Jusqu’en 1587, Lorenzo continua à se dépenser inlassablement dans diverses villes : Sakai, Kyoto et Azuchi, la nouvelle cour de Nobunaga; c’est là qu’en 1580 il amena au baptême le daïmyo Kyogotu Takayoshi et son épouse. Il collabore alors à la construction de la nouvelle église d’Azuchi et, à Takatsuki, prêche devant les vassaux de Takayama Hukon. Lorenzo est là lorsque le supérieur de la Mission, le Père Francisco Cabrai, et le Visiteur, le Père Valignano, s’entretiennent avec Nobunaga.

Et, lorsque le Père Coelho, Vice-Provincial, se rend en 1586 à Osaka pour demander à Hideyoshi de se rendre à Kyushu pour soumettre le daïmyo de Kagoshima, Hideyoshi se fait lui-même le guide de la visite du château tout en plaisantant avec Lorenzo, en lui rappelant la discussion qu’il avait eue avec le bonze Nichijo Shonin. Malgré cela, Toyotomi Hideyoshi décrète le 25 juillet 1587 l’expulsion des missionnaires ; Lorenzo doit se rendre à Hirado, puis de là à Nagasaki. Il dépense ses dernières forces dans l’Église de Koga, aux environs de Nagasaki, en compagnie du Père Gil de La Mata. De ce temps date le commentaire d’une lettre envoyée à Rome : Le Frère Lorenzo, japonais, aide le Père; il fut le premier japonais reçu dans la Compagnie. Il a 65 ans. C’est un homme particulièrement exemplaire qui a un grand zêle pour les âmes. En dépit de son âge et de toutes ses infirmités, quand cela est nécessaire, il prêche encore deux ou trois fois par jour.

Lorenzo mourut le 3 Février 1592. Il était dans sa chambre en train de parler avec un autre Frère et un chrétien quand il leur demanda de sortir un moment; il appela alors un jeune homme qui prenait soin de lui et lui demanda de l’aider à s’asseoir dans son lit. C’est ce que fit le jeune homme en le soutenant par derrière. Ainsi assis, Lorenzo prononça doucement le nom de Jésus et, sans que le jeune qui le soutenait s’en rende compte, il rendit alors son âme au Seigneur.

Ses frères jésuites ont ainsi résumé la vie de Lorenzo : il voyait peu avec son corps, mais il était éclairé par Dieu et voulait en éclairer beaucoup d’autres.

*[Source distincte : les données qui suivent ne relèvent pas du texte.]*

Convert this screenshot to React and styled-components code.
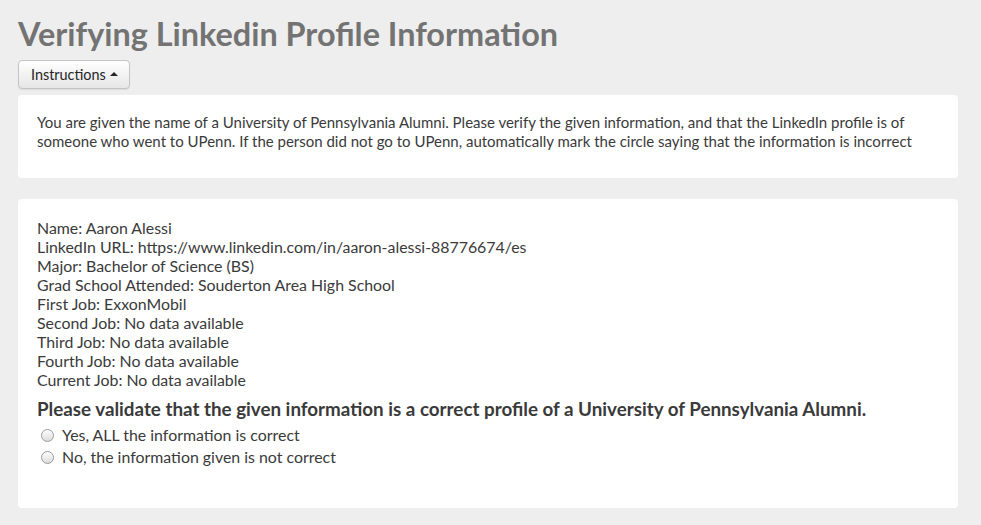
import React from "react"
import styled, { createGlobalStyle } from "styled-components"

const GlobalStyle = createGlobalStyle`
  html, body {
    margin: 0;
    padding: 0;
    background-color: #eeeeee;
    font-family: Lato, "Open Sans", sans-serif;
    color: #333;
  }
`

const Page = styled.div`
  padding: 14px 23px 17px 18px;
`

const Title = styled.h1`
  margin: 0;
  font-size: 32.4px;
  font-weight: 700;
  line-height: 40px;
  color: #737373;
`

const DropButton = styled.button`
  margin-top: 6px;
  height: 29px;
  width: 112px;
  padding: 0 12px;
  font-family: Lato, sans-serif;
  font-size: 14.4px;
  color: #262626;
  background: linear-gradient(#ffffff, #e6e6e6);
  border: 1px solid #c4c4c4;
  border-radius: 4px;
  box-shadow: 0 1px 1px rgba(0, 0, 0, 0.08);
  display: flex;
  align-items: center;
  gap: 4px;
  cursor: pointer;
`

const Caret = styled.span`
  width: 0;
  height: 0;
  margin-top: -2px;
  border-left: 4px solid transparent;
  border-right: 4px solid transparent;
  border-bottom: 4px solid #262626;
`

const Panel = styled.div`
  background-color: #fff;
  border-radius: 4px;
  margin-top: ${({ gap }) => gap}px;
  padding: ${({ pad }) => pad};
  font-size: ${({ size }) => size}px;
  line-height: 19px;
  color: #3a3a3a;
`

const Intro = styled.p`
  margin: 0;
`

const InfoList = styled.div`
  display: flex;
  flex-direction: column;
`

const Question = styled.h3`
  margin: 8px 0 2px;
  font-size: 18.8px;
  font-weight: 700;
  line-height: 24px;
  color: #3a3a3a;
`

const Option = styled.label`
  display: flex;
  align-items: center;
  gap: 8px;
  height: 22px;
`

const Radio = styled.input`
  appearance: none;
  margin: 2px 0 0 4px;
  width: 13px;
  height: 13px;
  border-radius: 50%;
  border: 1px solid #9a9a9a;
  background: linear-gradient(#fdfdfd, #dcdcdc);
  box-shadow: inset 0 1px 1px rgba(255, 255, 255, 0.8);

  &:checked {
    background: radial-gradient(circle, #3a76d6 0 3px, #fdfdfd 3.5px);
    border-color: #3a76d6;
  }
`

const fields = [
  ["Name", "Aaron Alessi"],
  ["LinkedIn URL", "https://www.linkedin.com/in/aaron-alessi-88776674/es"],
  ["Major", "Bachelor of Science (BS)"],
  ["Grad School Attended", "Souderton Area High School"],
  ["First Job", "ExxonMobil"],
  ["Second Job", "No data available"],
  ["Third Job", "No data available"],
  ["Fourth Job", "No data available"],
  ["Current Job", "No data available"],
]

export default function App() {
  const [choice, setChoice] = React.useState(null)

  return (
    <Page>
      <GlobalStyle />
      <Title>Verifying Linkedin Profile Information</Title>
      <DropButton>
        Instructions <Caret />
      </DropButton>
      <Panel gap={6} pad="18px 19px 27px" size={15}>
        <Intro>
          You are given the name of a University of Pennsylvania Alumni. Please verify the given
          information, and that the LinkedIn profile is of someone who went to UPenn. If the person
          did not go to UPenn, automatically mark the circle saying that the information is incorrect
        </Intro>
      </Panel>
      <Panel gap={21} pad="19px 19px 41px" size={15.9}>
        <InfoList>
          {fields.map(([label, value]) => (
            <div key={label}>
              {label}: {value}
            </div>
          ))}
        </InfoList>
        <Question>
          Please validate that the given information is a correct profile of a University of
          Pennsylvania Alumni.
        </Question>
        <Option>
          <Radio
            type="radio"
            name="valid"
            checked={choice === "yes"}
            onChange={() => setChoice("yes")}
          />
          Yes, ALL the information is correct
        </Option>
        <Option>
          <Radio
            type="radio"
            name="valid"
            checked={choice === "no"}
            onChange={() => setChoice("no")}
          />
          No, the information given is not correct
        </Option>
      </Panel>
    </Page>
  )
}
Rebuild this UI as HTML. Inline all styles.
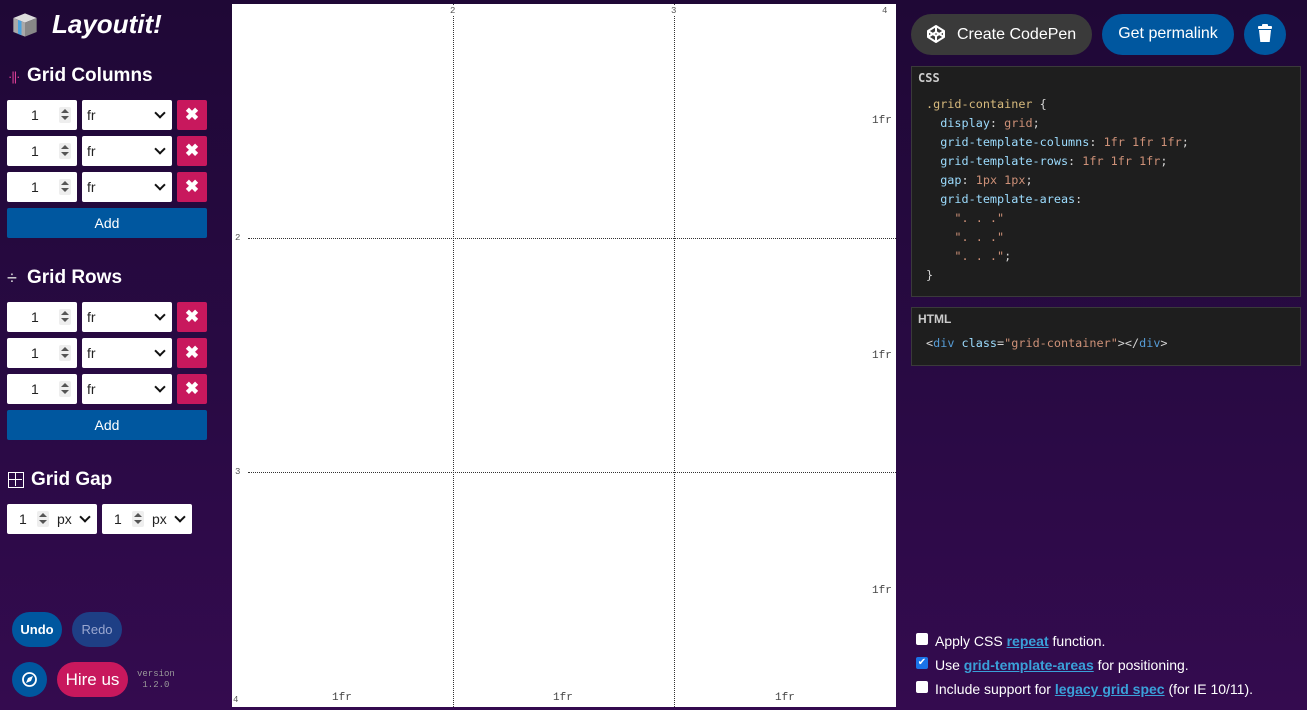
<!DOCTYPE html>
<html><head><meta charset="utf-8"><style>
*{box-sizing:border-box;margin:0;padding:0}
body{width:1307px;height:710px;overflow:hidden;background:linear-gradient(180deg,#1f0836 0%,#2a0a45 60%,#340b4f 100%);font-family:"Liberation Sans",sans-serif;position:relative;color:#fff}
.a{position:absolute}
.num{position:absolute;background:#fff;height:30px;width:70px;border-radius:2px;color:#222;font-size:14px}
.num .v{position:absolute;left:24px;top:7px}
.num .sp{position:absolute;right:6px;top:7px;width:12px;height:16px;background:#eee;border-radius:2px}
.sp:before{content:"";position:absolute;left:2px;top:2px;border:4px solid transparent;border-bottom:4px solid #555;border-top:0}
.sp:after{content:"";position:absolute;left:2px;top:9px;border:4px solid transparent;border-top:4px solid #555;border-bottom:0}
.sel{position:absolute;background:#fff;height:30px;width:90px;border-radius:2px;color:#222;font-size:14px}
.sel .v{position:absolute;left:5px;top:7px}
.chev{position:absolute;right:8px;top:9px;width:8px;height:8px;border-right:2px solid #111;border-bottom:2px solid #111;transform:rotate(45deg)}
.x{position:absolute;width:30px;height:30px;background:#c8185d;border-radius:2px;color:#fff;font-size:17px;text-align:center;line-height:30px;font-weight:bold}
.add{position:absolute;left:7px;width:200px;height:30px;background:#00579f;color:#fff;font-size:14px;text-align:center;line-height:30px;border-radius:2px}
h2{position:absolute;font-size:19px;font-weight:bold;color:#fff}
.vl{position:absolute;top:4px;height:703px;border-left:1px dotted #333}
.hl{position:absolute;left:248px;width:648px;border-top:1px dotted #333}
.lb{position:absolute;font-family:"Liberation Mono",monospace;font-size:9px;color:#555}
.fr{position:absolute;font-family:"Liberation Mono",monospace;font-size:11px;color:#444}
pre{font-family:"DejaVu Sans Mono","Liberation Mono",monospace;font-size:11.8px;line-height:19px;color:#9cdcfe}
.k{color:#9cdcfe}.s{color:#ce9178}.y{color:#d7ba7d}.w{color:#d4d4d4}.b{color:#569cd6}
.cb{position:absolute;left:916px;width:12px;height:12px;background:#fff;border-radius:2px}
.ct{position:absolute;left:935px;font-size:14px;color:#fff}
.ct u{color:#3aa0d8;font-weight:bold}
</style></head><body>

<div class="a" style="left:11px;top:11px;width:28px;height:28px">
<svg width="28" height="28" viewBox="0 0 24 24"><polygon points="12,2 22,6 12,10 2,6" fill="#ddd"/><polygon points="2,6 12,10 12,22 2,18" fill="#aaa"/><polygon points="12,10 22,6 22,18 12,22" fill="#888"/><polygon points="6,7.6 9,8.8 9,20.8 6,19.6" fill="#4aa3df"/></svg></div>
<div class="a" style="left:52px;top:9px;font-size:26px;font-weight:bold;font-style:italic">Layoutit!</div>

<div class="a" style="left:8px;top:69px;color:#e0409a;font-size:13px;letter-spacing:-1px">·||·</div>
<h2 style="left:27px;top:65px">Grid Columns</h2>

<div class="num" style="left:7px;top:100px"><span class="v">1</span><span class="sp"></span></div><div class="sel" style="left:82px;top:100px"><span class="v">fr</span><span class="chev"></span></div><div class="x" style="left:177px;top:100px">✖</div>
<div class="num" style="left:7px;top:136px"><span class="v">1</span><span class="sp"></span></div><div class="sel" style="left:82px;top:136px"><span class="v">fr</span><span class="chev"></span></div><div class="x" style="left:177px;top:136px">✖</div>
<div class="num" style="left:7px;top:172px"><span class="v">1</span><span class="sp"></span></div><div class="sel" style="left:82px;top:172px"><span class="v">fr</span><span class="chev"></span></div><div class="x" style="left:177px;top:172px">✖</div>
<div class="add" style="top:208px">Add</div>

<div class="a" style="left:7px;top:268px;font-size:18px;color:#ddd">÷</div>
<h2 style="left:27px;top:267px">Grid Rows</h2>
<div class="num" style="left:7px;top:302px"><span class="v">1</span><span class="sp"></span></div><div class="sel" style="left:82px;top:302px"><span class="v">fr</span><span class="chev"></span></div><div class="x" style="left:177px;top:302px">✖</div>
<div class="num" style="left:7px;top:338px"><span class="v">1</span><span class="sp"></span></div><div class="sel" style="left:82px;top:338px"><span class="v">fr</span><span class="chev"></span></div><div class="x" style="left:177px;top:338px">✖</div>
<div class="num" style="left:7px;top:374px"><span class="v">1</span><span class="sp"></span></div><div class="sel" style="left:82px;top:374px"><span class="v">fr</span><span class="chev"></span></div><div class="x" style="left:177px;top:374px">✖</div>
<div class="add" style="top:410px">Add</div>

<div class="a" style="left:8px;top:472px;width:16px;height:16px;border:1.5px solid #fff"><div class="a" style="left:6px;top:0;height:13px;border-left:1.5px solid #fff"></div><div class="a" style="top:6px;left:0;width:13px;border-top:1.5px solid #fff"></div></div>
<h2 style="left:31px;top:469px">Grid Gap</h2>
<div class="num" style="left:7px;top:504px;width:90px"><span class="v" style="left:12px">1</span><span class="sp" style="right:auto;left:30px"></span><span class="v" style="left:50px">px</span><span class="chev"></span></div>
<div class="num" style="left:102px;top:504px;width:90px"><span class="v" style="left:12px">1</span><span class="sp" style="right:auto;left:30px"></span><span class="v" style="left:50px">px</span><span class="chev"></span></div>

<div class="a" style="left:12px;top:612px;width:50px;height:35px;border-radius:18px;background:#00579f;font-size:13px;font-weight:bold;text-align:center;line-height:35px">Undo</div>
<div class="a" style="left:72px;top:612px;width:50px;height:35px;border-radius:18px;background:#1e3f85;font-size:13px;color:#9aa7d0;text-align:center;line-height:35px">Redo</div>
<div class="a" style="left:12px;top:662px;width:35px;height:35px;border-radius:50%;background:#00579f"><svg width="35" height="35" viewBox="0 0 35 35"><circle cx="17.5" cy="17.5" r="6.5" fill="none" stroke="#fff" stroke-width="1.8"/><polygon points="21,14 19,19 14,21 16,16" fill="#fff"/></svg></div>
<div class="a" style="left:57px;top:662px;width:71px;height:35px;border-radius:18px;background:#c8185d;font-size:17px;text-align:center;line-height:35px">Hire us</div>
<div class="a" style="left:137px;top:669px;font-family:'Liberation Mono',monospace;font-size:9px;color:#999;text-align:center;line-height:11px">version<br>1.2.0</div>

<div class="a" style="left:232px;top:4px;width:664px;height:703px;background:#fff"></div>
<div class="vl" style="left:453px"></div><div class="vl" style="left:674px"></div>
<div class="hl" style="top:238px"></div><div class="hl" style="top:472px"></div>
<div class="lb" style="left:450px;top:6px;background:#fff">2</div><div class="lb" style="left:671px;top:6px;background:#fff">3</div><div class="lb" style="left:882px;top:6px">4</div>
<div class="lb" style="left:235px;top:233px">2</div><div class="lb" style="left:235px;top:467px">3</div><div class="lb" style="left:233px;top:695px">4</div>
<div class="fr" style="left:872px;top:115px">1fr</div><div class="fr" style="left:872px;top:350px">1fr</div><div class="fr" style="left:872px;top:585px">1fr</div>
<div class="fr" style="left:332px;top:692px">1fr</div><div class="fr" style="left:553px;top:692px">1fr</div><div class="fr" style="left:775px;top:692px">1fr</div>

<div class="a" style="left:911px;top:14px;width:181px;height:41px;border-radius:21px;background:#3a3a3a;font-size:16px;line-height:41px;padding-left:46px">Create CodePen</div>
<svg class="a" style="left:926px;top:24px" width="20" height="20" viewBox="0 0 20 20" fill="none" stroke="#fff" stroke-width="2" stroke-linejoin="round"><polygon points="10,2 18,7 18,13 10,18 2,13 2,7"/><polyline points="2,7 10,12 18,7"/><polyline points="2,13 10,8 18,13"/><line x1="10" y1="2" x2="10" y2="8"/><line x1="10" y1="12" x2="10" y2="18"/></svg>
<div class="a" style="left:1102px;top:14px;width:132px;height:41px;border-radius:21px;background:#00579f;font-size:16px;line-height:40px;text-align:center">Get permalink</div>
<div class="a" style="left:1244px;top:14px;width:42px;height:41px;border-radius:50%;background:#00579f"><svg width="42" height="41" viewBox="0 0 42 41"><rect x="14" y="12" width="14" height="3" rx="1" fill="#fff"/><rect x="18" y="10" width="6" height="3" rx="1" fill="#fff"/><path d="M15 16h12l-1.3 12h-9.4z" fill="#fff"/></svg></div>

<div class="a" style="left:911px;top:66px;width:390px;height:231px;background:#1e1e1e;border:1px solid #3a3a3a">
<div class="a" style="left:6px;top:4px;font-size:12px;font-weight:bold;color:#ccc;font-family:'DejaVu Sans Mono',monospace">CSS</div>
<pre class="a" style="left:14px;top:28px"><span class="y">.grid-container</span> <span class="w">{</span>
  display<span class="w">:</span> <span class="s">grid</span><span class="w">;</span>
  grid-template-columns<span class="w">:</span> <span class="s">1fr 1fr 1fr</span><span class="w">;</span>
  grid-template-rows<span class="w">:</span> <span class="s">1fr 1fr 1fr</span><span class="w">;</span>
  gap<span class="w">:</span> <span class="s">1px 1px</span><span class="w">;</span>
  grid-template-areas<span class="w">:</span>
    <span class="s">". . ."</span>
    <span class="s">". . ."</span>
    <span class="s">". . ."</span><span class="w">;</span>
<span class="w">}</span></pre></div>

<div class="a" style="left:911px;top:307px;width:390px;height:59px;background:#1e1e1e;border:1px solid #3a3a3a">
<div class="a" style="left:6px;top:4px;font-size:12px;font-weight:bold;color:#ccc">HTML</div>
<pre class="a" style="left:14px;top:26px"><span class="w">&lt;</span><span class="b">div</span> class<span class="w">=</span><span class="s">"grid-container"</span><span class="w">&gt;&lt;/</span><span class="b">div</span><span class="w">&gt;</span></pre></div>

<div class="cb" style="top:633px"></div><div class="ct" style="top:633px">Apply CSS <u>repeat</u> function.</div>
<div class="cb" style="top:657px;background:#1a73e8;color:#fff;font-size:10px;line-height:12px;text-align:center">✔</div><div class="ct" style="top:657px">Use <u>grid-template-areas</u> for positioning.</div>
<div class="cb" style="top:681px"></div><div class="ct" style="top:681px">Include support for <u>legacy grid spec</u> (for IE 10/11).</div>
</body></html>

Son compagnon de tant d’années de travail, le Père Luis Frois, conclut ainsi son récit : bien que, par nature, il était un bien pauvre instrument, étant aveugle et né de bien pauvres parents, sans aucune connaissance de la culture du Japon et de la nôtre, il servit si bien notre Seigneur qu’il a été comme le fondement de toute la chrétienté de Miyako (Kyoto).